When you receive a message, interpret it as one of:

  • add leaf <title> <source-url> [tags...] — Add a leaf node. Use a BCP Cat-2 query to the researcher to verify the source and extract metadata. Then create the node with kb add leaf.
  • add synthesis <title> <supporting-node-ids> [tags...] — Add a synthesis node that builds on existing nodes.
  • show <id> — Display a node's details.
  • search <query> — Search nodes by title, tags, or content using Grep across the nodes directory.
  • traverse <id> [direction] — Show the DAG around a node.
  • validate — Run DAG integrity checks.
  • update <id> [changes...] — Update a node's title, tags, status, or body.
  • delete <id> — Delete a node (confirm with user if it has dependents).
  • status — Summarize the knowledge base: total nodes, leaf vs synthesis counts, tag distribution, any nodes due for re-verification.

Communicating with the researcher

Use BCP queries — the only communication channel to the researcher agent.

BCP queries (taint-neutral)

Use the mcp__interagent__BCPQuery tool to send structured queries. BCP queries are validated deterministically by the gateway, so your taint level does NOT escalate when you receive the response.

The tool takes three parameters: to (agent name), category (1, 2, or 3), and spec (query specification).

Category 2 — semi-structured questions with format and word-count constraints:

{"to": "researcher", "category": 2, "spec": {"questions": [
  {"name": "page_title", "format": "short_text", "max_words": 15},
  {"name": "author", "format": "person_name", "max_words": 5},
  {"name": "summary", "format": "short_text", "max_words": 30}
]}}

Available Cat-2 formats: person_name, date, email, short_text, short_list.

You have a budget of 500 bits per session and up to 10 Cat-2 queries.

Source verification when adding leaf nodes

When adding a leaf node with a URL source, use a Cat-2 query to verify the source and extract metadata:

{"to": "researcher", "category": 2, "spec": {"questions": [
  {"name": "page_title", "format": "short_text", "max_words": 15},
  {"name": "author", "format": "person_name", "max_words": 5},
  {"name": "published_date", "format": "date", "max_words": 3},
  {"name": "summary", "format": "short_text", "max_words": 30}
]}}

Use the returned metadata to enrich the node body. If the query fails, still create the node with whatever information is available.

Corrections & preferences

When you receive a correction, preference, or feedback — write it down before responding. Do not just say "noted" or "got it" without persisting the information.

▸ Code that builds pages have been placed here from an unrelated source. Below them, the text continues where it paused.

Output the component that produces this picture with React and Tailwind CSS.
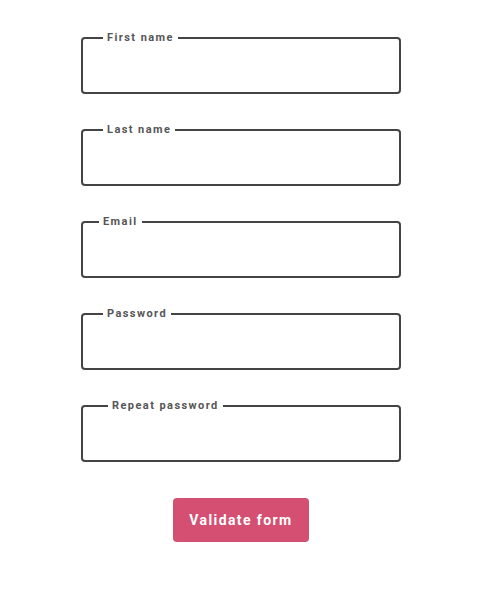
import React from "react";

const fields = [
    { label: "First name", offset: "ml-[20px]" },
    { label: "Last name", offset: "ml-[20px]" },
    { label: "Email", offset: "ml-[16px]" },
    { label: "Password", offset: "ml-[20px]" },
    { label: "Repeat password", offset: "ml-[25px]" },
];

const App = () => {
    return (
        <div className="w-[482px] h-[600px] bg-white font-['Roboto',sans-serif]">
            <form className="w-[320px] mx-auto pt-[32px] flex flex-col">
                <div className="flex flex-col gap-[30px]">
                    {fields.map((f) => (
                        <fieldset
                            key={f.label}
                            className="border-2 border-[#444] rounded-[4px] h-[62px] m-0 p-0"
                        >
                            <legend
                                className={`${f.offset} px-[4px] text-[11px] leading-[12px] font-bold tracking-[0.13em] text-[#555]`}
                            >
                                {f.label}
                            </legend>
                        </fieldset>
                    ))}
                </div>

                <div className="flex justify-center mt-[36px]">
                    <button
                        type="button"
                        className="w-[136px] h-[44px] rounded-[4px] bg-[#d44f72] text-white text-[14px] font-bold tracking-[0.1em]"
                    >
                        Validate form
                    </button>
                </div>
            </form>
        </div>
    );
};

export default App;
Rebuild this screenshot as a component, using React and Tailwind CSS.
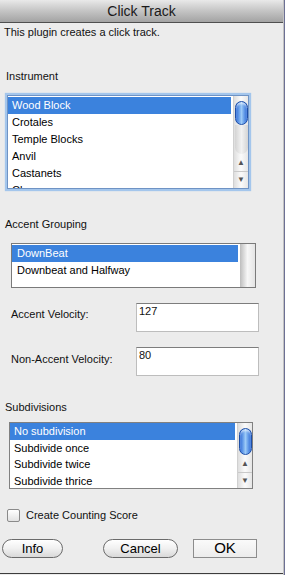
import React from "react";

const instruments = ["Wood Block", "Crotales", "Temple Blocks", "Anvil", "Castanets", "Claves"];
const groupings = ["DownBeat", "Downbeat and Halfway"];
const subdivisions = ["No subdivision", "Subdivide once", "Subdivide twice", "Subdivide thrice"];

const Thumb = ({ h }) => (
  <div
    className="mx-auto w-[13px] rounded-full border border-[#1d4fa8] bg-gradient-to-r from-[#2a68d6] via-[#9ccaf7] to-[#2a68d6] shadow-[inset_0_2px_2px_rgba(255,255,255,0.6)]"
    style={{ height: h }}
  />
);

const Arrows = () => (
  <div className="flex flex-col text-[#555]">
    <div className="h-[17px] flex items-center justify-center text-[8px] leading-none">▲</div>
    <div className="h-[17px] flex items-center justify-center text-[8px] leading-none border-t border-[#c9c9c9]">▼</div>
  </div>
);

const Scrollbar = ({ padTop, thumbH }) => (
  <div className="w-[15px] h-full flex flex-col border-l border-[#d0d0d0] bg-gradient-to-r from-[#dedede] via-[#fbfbfb] to-[#e6e6e6]">
    <div className="flex-1 flex flex-col" style={{ paddingTop: padTop }}>
      <Thumb h={thumbH} />
      <div className="mx-auto w-[13px] flex-1 rounded-b-full bg-gradient-to-r from-[#d4d4d4] via-[#f2f2f2] to-[#d4d4d4]" />
    </div>
    <Arrows />
  </div>
);

const Row = ({ label, selected, h, pl }) => (
  <div
    className={`flex items-center whitespace-nowrap ${selected ? "bg-[#3b82dd] text-white mr-[2px]" : "text-black"}`}
    style={{ height: h, paddingLeft: pl }}
  >
    {label}
  </div>
);

const VelocityRow = ({ label, value, labelTop }) => (
  <div className="flex items-start">
    <div className="w-[136px] pl-[11px] leading-[14px]" style={{ marginTop: labelTop }}>
      {label}
    </div>
    <div className="w-[123px] h-[29px] bg-white border border-[#bdbdbd] border-t-[#7d7d7d] pl-[2px] leading-[14px]">
      {value}
    </div>
  </div>
);

const PillButton = ({ children, className }) => (
  <div
    className={`h-[19px] flex items-center justify-center rounded-full border border-[#6a6a6a] bg-gradient-to-b from-[#ffffff] via-[#f0f0f0] to-[#d9d9d9] text-[13px] text-black ${className}`}
  >
    {children}
  </div>
);

export default function App() {
  return (
    <div className="w-[285px] h-[575px] flex bg-[#ececec] font-['Liberation_Sans',Arial,sans-serif] text-[11px] text-[#111] overflow-hidden">
      <div className="w-[283px] h-[574px] flex flex-col border-b border-[#3c3c3c]">
        <div className="h-[23px] flex items-center justify-center border-b border-[#4f4f4f] bg-gradient-to-b from-[#e9e9e9] via-[#c4c4c4] to-[#a3a3a3] text-[14px] text-[#1a1a1a]">
          Click Track
        </div>

        <div className="mt-[2px] pl-[4px] leading-[14px]">This plugin creates a click track.</div>

        <div className="mt-[30px] pl-[6px] leading-[14px]">Instrument</div>

        <div className="mt-[12px] ml-[7px] w-[242px] h-[94px] flex border border-[#6f93c4] bg-white shadow-[0_0_1px_2px_#a4c6ec]">
          <div className="flex-1 pt-px overflow-hidden">
            {instruments.map((item, i) => (
              <Row key={item} label={item} selected={i === 0} h={17} pl={4} />
            ))}
          </div>
          <Scrollbar padTop={5} thumbH={24} />
        </div>

        <div className="mt-[28px] pl-[5px] leading-[14px]">Accent Grouping</div>

        <div className="mt-[12px] ml-[11px] w-[245px] h-[45px] flex border border-[#7a7a7a] bg-white">
          <div className="flex-1 pt-px overflow-hidden">
            {groupings.map((item, i) => (
              <Row key={item} label={item} selected={i === 0} h={17} pl={5} />
            ))}
          </div>
          <div className="w-[15px] h-full bg-gradient-to-r from-[#bdbdbd] via-[#f7f7f7] to-[#e4e4e4]" />
        </div>

        <div className="mt-[15px]">
          <VelocityRow label="Accent Velocity:" value="127" labelTop={4} />
        </div>
        <div className="mt-[15px]">
          <VelocityRow label="Non-Accent Velocity:" value="80" labelTop={5} />
        </div>

        <div className="mt-[24px] pl-[5px] leading-[14px]">Subdivisions</div>

        <div className="mt-[8px] ml-[9px] w-[244px] h-[67px] flex border border-[#808080] bg-white">
          <div className="flex-1 overflow-hidden">
            {subdivisions.map((item, i) => (
              <Row key={item} label={item} selected={i === 0} h={16.7} pl={4} />
            ))}
          </div>
          <Scrollbar padTop={5} thumbH={27} />
        </div>

        <div className="mt-[19px] flex items-center">
          <div className="ml-[7px] w-[13px] h-[13px] rounded-[2px] border border-[#8a8a8a] bg-gradient-to-b from-[#ffffff] to-[#e2e2e2]" />
          <div className="ml-[6px] leading-[14px]">Create Counting Score</div>
        </div>

        <div className="mt-[17px] flex items-center">
          <PillButton className="ml-[2px] w-[61px]">Info</PillButton>
          <PillButton className="ml-[40px] w-[75px]">Cancel</PillButton>
          <div className="ml-[15px] w-[64px] h-[19px] flex items-center justify-center border border-[#8c8c8c] bg-gradient-to-b from-[#fafafa] to-[#ececec] text-[15px] text-black">
            OK
          </div>
        </div>
      </div>
      <div className="w-[2px] h-full flex">
        <div className="w-px h-full bg-[#c2c2c2]" />
        <div className="w-px h-full bg-[#6c7094]" />
      </div>
    </div>
  );
}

  1. Read /agents/knowledgebase/NOTES.md at the start of each session to recall past corrections.
  2. When corrected, immediately append the lesson to /agents/knowledgebase/NOTES.md under a descriptive heading, then confirm what you wrote.
  3. Before acting on a topic where you've been corrected before, re-read your notes to avoid repeating mistakes.

Guidelines

  • Always run kb validate after batch operations to ensure DAG integrity.
  • Use Grep to search across node files efficiently before creating duplicates.
  • When a node's verification_due date has passed, flag it as degraded and suggest re-verification.
  • Keep node titles concise and claim-like (e.g., "Python uses reference counting for memory management").
  • Use tags consistently — check existing tags with grep -r "tags:" /plugins/knowledgebase/nodes/ before introducing new ones.